-- Exercise directions --
Leave the pictures out and transcribe every record exactly.

Items from a data source:
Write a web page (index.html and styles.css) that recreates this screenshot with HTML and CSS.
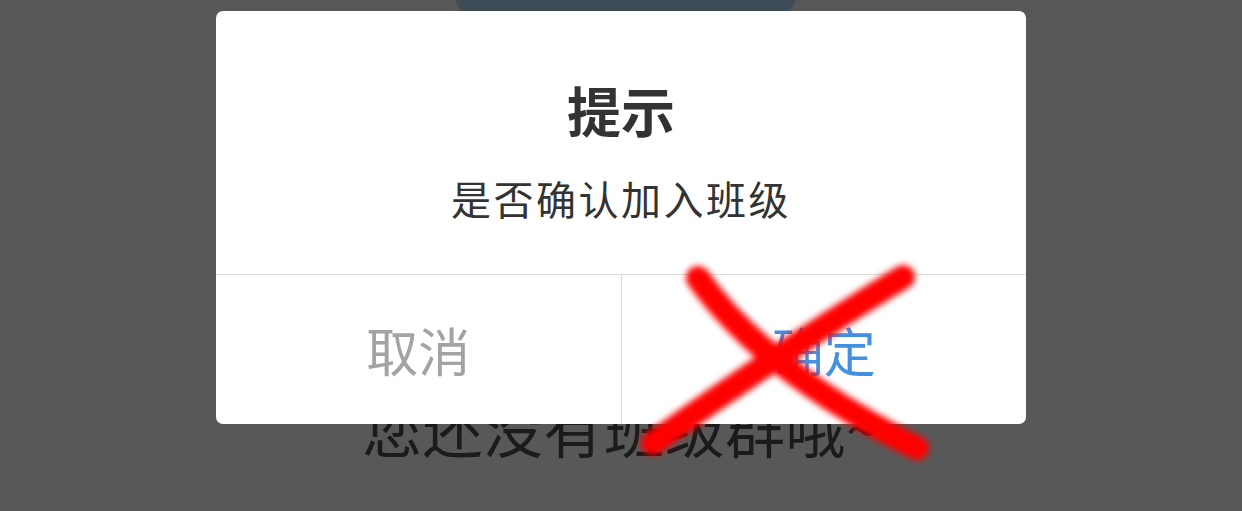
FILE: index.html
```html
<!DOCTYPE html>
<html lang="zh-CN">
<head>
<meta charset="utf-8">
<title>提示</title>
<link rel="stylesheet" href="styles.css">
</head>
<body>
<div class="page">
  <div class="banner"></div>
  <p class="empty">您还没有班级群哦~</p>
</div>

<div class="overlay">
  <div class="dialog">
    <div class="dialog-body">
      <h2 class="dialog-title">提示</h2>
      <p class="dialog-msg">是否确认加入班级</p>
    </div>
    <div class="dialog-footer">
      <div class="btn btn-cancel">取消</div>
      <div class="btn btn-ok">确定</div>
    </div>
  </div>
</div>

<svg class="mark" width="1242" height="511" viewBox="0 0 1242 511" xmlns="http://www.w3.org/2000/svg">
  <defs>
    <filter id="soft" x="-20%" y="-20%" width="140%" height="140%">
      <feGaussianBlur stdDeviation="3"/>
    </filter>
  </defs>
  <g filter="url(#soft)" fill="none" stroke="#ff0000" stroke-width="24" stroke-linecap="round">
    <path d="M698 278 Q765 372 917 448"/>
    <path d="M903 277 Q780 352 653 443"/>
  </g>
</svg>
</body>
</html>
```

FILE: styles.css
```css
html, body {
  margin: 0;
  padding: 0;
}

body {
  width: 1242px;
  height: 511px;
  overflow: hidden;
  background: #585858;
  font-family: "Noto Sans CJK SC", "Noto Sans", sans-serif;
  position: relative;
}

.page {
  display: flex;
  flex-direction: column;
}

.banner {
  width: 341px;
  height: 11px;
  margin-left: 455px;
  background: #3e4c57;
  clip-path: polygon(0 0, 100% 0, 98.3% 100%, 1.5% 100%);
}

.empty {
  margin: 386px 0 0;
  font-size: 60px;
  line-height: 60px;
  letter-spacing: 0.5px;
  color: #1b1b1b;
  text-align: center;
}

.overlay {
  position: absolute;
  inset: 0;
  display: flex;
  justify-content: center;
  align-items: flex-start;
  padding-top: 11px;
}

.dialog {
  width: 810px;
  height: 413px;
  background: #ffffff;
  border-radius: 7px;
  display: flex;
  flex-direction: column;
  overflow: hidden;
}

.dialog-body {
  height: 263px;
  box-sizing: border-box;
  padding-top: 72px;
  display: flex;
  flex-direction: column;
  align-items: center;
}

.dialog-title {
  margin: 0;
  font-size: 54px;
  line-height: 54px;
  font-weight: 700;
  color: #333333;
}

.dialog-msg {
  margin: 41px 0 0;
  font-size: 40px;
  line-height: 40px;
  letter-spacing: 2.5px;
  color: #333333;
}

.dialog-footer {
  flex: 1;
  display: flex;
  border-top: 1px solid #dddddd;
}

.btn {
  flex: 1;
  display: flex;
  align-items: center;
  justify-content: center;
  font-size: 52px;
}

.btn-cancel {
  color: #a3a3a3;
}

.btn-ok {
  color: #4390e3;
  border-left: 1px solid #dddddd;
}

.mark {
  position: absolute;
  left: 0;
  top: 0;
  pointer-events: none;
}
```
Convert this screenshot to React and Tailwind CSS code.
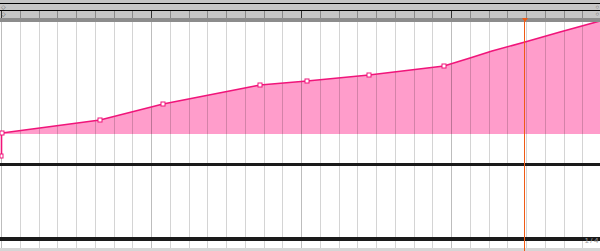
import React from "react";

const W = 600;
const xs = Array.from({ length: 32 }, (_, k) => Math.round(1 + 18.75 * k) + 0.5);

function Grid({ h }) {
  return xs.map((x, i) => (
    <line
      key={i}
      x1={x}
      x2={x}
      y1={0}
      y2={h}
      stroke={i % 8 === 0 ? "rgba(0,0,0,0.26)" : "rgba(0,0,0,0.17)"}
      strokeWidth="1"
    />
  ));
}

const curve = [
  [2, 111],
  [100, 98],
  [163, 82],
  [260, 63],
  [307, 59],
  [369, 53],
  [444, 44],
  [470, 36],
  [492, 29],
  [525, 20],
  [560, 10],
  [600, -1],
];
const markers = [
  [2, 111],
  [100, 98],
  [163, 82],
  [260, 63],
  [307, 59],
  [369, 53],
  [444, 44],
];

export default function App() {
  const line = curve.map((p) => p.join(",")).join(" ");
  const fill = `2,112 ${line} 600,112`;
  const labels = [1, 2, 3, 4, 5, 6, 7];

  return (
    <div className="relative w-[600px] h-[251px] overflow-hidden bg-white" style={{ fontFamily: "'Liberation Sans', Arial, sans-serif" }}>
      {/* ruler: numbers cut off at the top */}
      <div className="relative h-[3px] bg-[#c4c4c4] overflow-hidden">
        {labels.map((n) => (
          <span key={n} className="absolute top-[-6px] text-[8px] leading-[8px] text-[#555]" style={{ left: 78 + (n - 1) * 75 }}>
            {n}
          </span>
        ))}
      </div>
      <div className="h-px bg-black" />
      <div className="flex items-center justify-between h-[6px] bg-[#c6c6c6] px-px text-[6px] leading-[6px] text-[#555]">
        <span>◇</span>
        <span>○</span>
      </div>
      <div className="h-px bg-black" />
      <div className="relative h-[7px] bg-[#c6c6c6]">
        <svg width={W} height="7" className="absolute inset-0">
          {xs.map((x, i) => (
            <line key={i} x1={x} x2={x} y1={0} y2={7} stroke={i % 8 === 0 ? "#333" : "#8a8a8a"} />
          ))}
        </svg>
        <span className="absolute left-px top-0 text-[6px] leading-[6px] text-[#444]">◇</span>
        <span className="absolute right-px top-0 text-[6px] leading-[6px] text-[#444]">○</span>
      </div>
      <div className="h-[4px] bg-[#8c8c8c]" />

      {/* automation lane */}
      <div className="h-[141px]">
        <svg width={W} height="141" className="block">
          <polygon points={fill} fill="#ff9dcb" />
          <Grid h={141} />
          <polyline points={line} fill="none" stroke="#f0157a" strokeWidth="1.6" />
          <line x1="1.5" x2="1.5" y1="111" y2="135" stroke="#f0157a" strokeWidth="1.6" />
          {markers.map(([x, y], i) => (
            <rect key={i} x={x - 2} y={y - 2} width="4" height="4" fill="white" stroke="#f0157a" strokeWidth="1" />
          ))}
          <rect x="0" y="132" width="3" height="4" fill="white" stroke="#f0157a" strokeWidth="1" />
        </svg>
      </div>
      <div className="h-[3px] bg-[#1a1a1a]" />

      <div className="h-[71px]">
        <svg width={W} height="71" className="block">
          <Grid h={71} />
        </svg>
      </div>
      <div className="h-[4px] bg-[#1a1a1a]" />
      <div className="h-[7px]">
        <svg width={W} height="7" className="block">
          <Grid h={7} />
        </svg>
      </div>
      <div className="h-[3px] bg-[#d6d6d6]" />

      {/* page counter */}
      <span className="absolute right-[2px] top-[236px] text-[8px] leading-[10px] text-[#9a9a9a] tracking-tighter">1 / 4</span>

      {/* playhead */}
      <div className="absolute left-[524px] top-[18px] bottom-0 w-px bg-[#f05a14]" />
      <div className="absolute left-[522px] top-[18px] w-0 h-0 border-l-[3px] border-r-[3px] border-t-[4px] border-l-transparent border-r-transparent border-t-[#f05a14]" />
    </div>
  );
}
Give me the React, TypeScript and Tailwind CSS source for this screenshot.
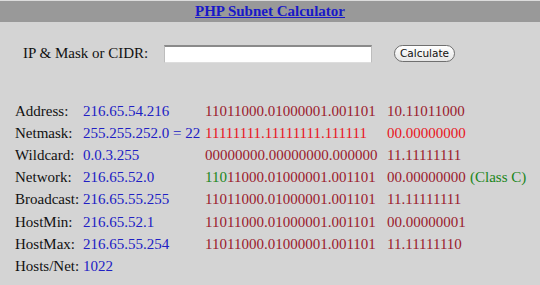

-- Exercise answer --
Write a web page (index.html and styles.css) that recreates this screenshot with HTML and CSS.
FILE: index.html
```html
<!DOCTYPE html>
<html lang="zh-CN">
<head>
<meta charset="utf-8">
<title>提示</title>
<link rel="stylesheet" href="styles.css">
</head>
<body>
<div class="page">
  <div class="banner"></div>
  <p class="empty">您还没有班级群哦~</p>
</div>

<div class="overlay">
  <div class="dialog">
    <div class="dialog-body">
      <h2 class="dialog-title">提示</h2>
      <p class="dialog-msg">是否确认加入班级</p>
    </div>
    <div class="dialog-footer">
      <div class="btn btn-cancel">取消</div>
      <div class="btn btn-ok">确定</div>
    </div>
  </div>
</div>

<svg class="mark" width="1242" height="511" viewBox="0 0 1242 511" xmlns="http://www.w3.org/2000/svg">
  <defs>
    <filter id="soft" x="-20%" y="-20%" width="140%" height="140%">
      <feGaussianBlur stdDeviation="3"/>
    </filter>
  </defs>
  <g filter="url(#soft)" fill="none" stroke="#ff0000" stroke-width="24" stroke-linecap="round">
    <path d="M698 278 Q765 372 917 448"/>
    <path d="M903 277 Q780 352 653 443"/>
  </g>
</svg>
</body>
</html>
```

FILE: styles.css
```css
html, body {
  margin: 0;
  padding: 0;
}

body {
  width: 1242px;
  height: 511px;
  overflow: hidden;
  background: #585858;
  font-family: "Noto Sans CJK SC", "Noto Sans", sans-serif;
  position: relative;
}

.page {
  display: flex;
  flex-direction: column;
}

.banner {
  width: 341px;
  height: 11px;
  margin-left: 455px;
  background: #3e4c57;
  clip-path: polygon(0 0, 100% 0, 98.3% 100%, 1.5% 100%);
}

.empty {
  margin: 386px 0 0;
  font-size: 60px;
  line-height: 60px;
  letter-spacing: 0.5px;
  color: #1b1b1b;
  text-align: center;
}

.overlay {
  position: absolute;
  inset: 0;
  display: flex;
  justify-content: center;
  align-items: flex-start;
  padding-top: 11px;
}

.dialog {
  width: 810px;
  height: 413px;
  background: #ffffff;
  border-radius: 7px;
  display: flex;
  flex-direction: column;
  overflow: hidden;
}

.dialog-body {
  height: 263px;
  box-sizing: border-box;
  padding-top: 72px;
  display: flex;
  flex-direction: column;
  align-items: center;
}

.dialog-title {
  margin: 0;
  font-size: 54px;
  line-height: 54px;
  font-weight: 700;
  color: #333333;
}

.dialog-msg {
  margin: 41px 0 0;
  font-size: 40px;
  line-height: 40px;
  letter-spacing: 2.5px;
  color: #333333;
}

.dialog-footer {
  flex: 1;
  display: flex;
  border-top: 1px solid #dddddd;
}

.btn {
  flex: 1;
  display: flex;
  align-items: center;
  justify-content: center;
  font-size: 52px;
}

.btn-cancel {
  color: #a3a3a3;
}

.btn-ok {
  color: #4390e3;
  border-left: 1px solid #dddddd;
}

.mark {
  position: absolute;
  left: 0;
  top: 0;
  pointer-events: none;
}
```
Convert this screenshot to React and Tailwind CSS code.
import React from "react";

const W = 600;
const xs = Array.from({ length: 32 }, (_, k) => Math.round(1 + 18.75 * k) + 0.5);

function Grid({ h }) {
  return xs.map((x, i) => (
    <line
      key={i}
      x1={x}
      x2={x}
      y1={0}
      y2={h}
      stroke={i % 8 === 0 ? "rgba(0,0,0,0.26)" : "rgba(0,0,0,0.17)"}
      strokeWidth="1"
    />
  ));
}

const curve = [
  [2, 111],
  [100, 98],
  [163, 82],
  [260, 63],
  [307, 59],
  [369, 53],
  [444, 44],
  [470, 36],
  [492, 29],
  [525, 20],
  [560, 10],
  [600, -1],
];
const markers = [
  [2, 111],
  [100, 98],
  [163, 82],
  [260, 63],
  [307, 59],
  [369, 53],
  [444, 44],
];

export default function App() {
  const line = curve.map((p) => p.join(",")).join(" ");
  const fill = `2,112 ${line} 600,112`;
  const labels = [1, 2, 3, 4, 5, 6, 7];

  return (
    <div className="relative w-[600px] h-[251px] overflow-hidden bg-white" style={{ fontFamily: "'Liberation Sans', Arial, sans-serif" }}>
      {/* ruler: numbers cut off at the top */}
      <div className="relative h-[3px] bg-[#c4c4c4] overflow-hidden">
        {labels.map((n) => (
          <span key={n} className="absolute top-[-6px] text-[8px] leading-[8px] text-[#555]" style={{ left: 78 + (n - 1) * 75 }}>
            {n}
          </span>
        ))}
      </div>
      <div className="h-px bg-black" />
      <div className="flex items-center justify-between h-[6px] bg-[#c6c6c6] px-px text-[6px] leading-[6px] text-[#555]">
        <span>◇</span>
        <span>○</span>
      </div>
      <div className="h-px bg-black" />
      <div className="relative h-[7px] bg-[#c6c6c6]">
        <svg width={W} height="7" className="absolute inset-0">
          {xs.map((x, i) => (
            <line key={i} x1={x} x2={x} y1={0} y2={7} stroke={i % 8 === 0 ? "#333" : "#8a8a8a"} />
          ))}
        </svg>
        <span className="absolute left-px top-0 text-[6px] leading-[6px] text-[#444]">◇</span>
        <span className="absolute right-px top-0 text-[6px] leading-[6px] text-[#444]">○</span>
      </div>
      <div className="h-[4px] bg-[#8c8c8c]" />

      {/* automation lane */}
      <div className="h-[141px]">
        <svg width={W} height="141" className="block">
          <polygon points={fill} fill="#ff9dcb" />
          <Grid h={141} />
          <polyline points={line} fill="none" stroke="#f0157a" strokeWidth="1.6" />
          <line x1="1.5" x2="1.5" y1="111" y2="135" stroke="#f0157a" strokeWidth="1.6" />
          {markers.map(([x, y], i) => (
            <rect key={i} x={x - 2} y={y - 2} width="4" height="4" fill="white" stroke="#f0157a" strokeWidth="1" />
          ))}
          <rect x="0" y="132" width="3" height="4" fill="white" stroke="#f0157a" strokeWidth="1" />
        </svg>
      </div>
      <div className="h-[3px] bg-[#1a1a1a]" />

      <div className="h-[71px]">
        <svg width={W} height="71" className="block">
          <Grid h={71} />
        </svg>
      </div>
      <div className="h-[4px] bg-[#1a1a1a]" />
      <div className="h-[7px]">
        <svg width={W} height="7" className="block">
          <Grid h={7} />
        </svg>
      </div>
      <div className="h-[3px] bg-[#d6d6d6]" />

      {/* page counter */}
      <span className="absolute right-[2px] top-[236px] text-[8px] leading-[10px] text-[#9a9a9a] tracking-tighter">1 / 4</span>

      {/* playhead */}
      <div className="absolute left-[524px] top-[18px] bottom-0 w-px bg-[#f05a14]" />
      <div className="absolute left-[522px] top-[18px] w-0 h-0 border-l-[3px] border-r-[3px] border-t-[4px] border-l-transparent border-r-transparent border-t-[#f05a14]" />
    </div>
  );
}
Give me the React, TypeScript and Tailwind CSS source for this screenshot.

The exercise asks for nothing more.